Wednesday, August 25, 2010

AAEA Statement: National Deepwater Horizon Commission

Commission Co-Chair Reilly & McDonald
AAEA President Norris McDonald presented testimony before the National Commission on the Deepwater Horizon Oil Spill and Offshore Drilling today. The hearing was held in the Atrium Ballroom of the Ronald Reagan Building in Washington, D.C.

C-SPAN Video [McDonald statement at 03:55:25]


The Center, through its membership arm, the African American Environmentalist Association, is pursuing ownership stakes in offshore oil drilling operations because blacks do not own any of the energy infrastructure and resources in America. This is an effort by us to gain equity in the energy sector. AAEA is concerned that of the more than 4,000 offshore oil wells in the Gulf of Mexico, none of the leases are held by black-owned companies.

Blacks in Government (BIG) have also raised the issue of few to no blacks in MMS (BOE) management positions overseeing offshore drilling. Citing the lack of diversity among senior managers at the Department of Interior, BIG sees the same cozy ‘good old boys’ network as contributing to the failed oversight that contributed to the Gulf oil disaster. BIG has described in detail this cozy network of attitudes in its recent White Paper on race relations at Interior. The White Paper is entitled “Critical Personnel Issues Affecting Black Employees in the Department of Interior.”

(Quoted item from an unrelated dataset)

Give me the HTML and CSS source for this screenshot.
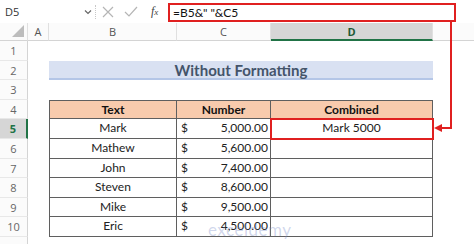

The Center opposes expanded drilling off the East and West Coasts and Coasts of Florida. The Center will continue to work to reestablish the moratorium on expanded drilling.

The Macondo Well should be put into production by a responsible offshore oil production company. BP estimates that the reservoir contains upward of 50 million barrels of oil. A significant portion of the money from such production should go directly to the families of the 11 people killed during the April 20, 2010 explosion. Additional revenues should go to economic relief for the Gulf economies that have been negatively affected by the oil spill disaster.

The Center has opposed the moratorium on deepwater drilling because of the harm to the Gulf economy and our belief that the other companies have been operating responsibly.

The Center supports the efforts of some of Exxon Mobil Corp, Royal Dutch Shell PLC and ConocoPhillips to provide emergency response services for deepwater oil blowouts.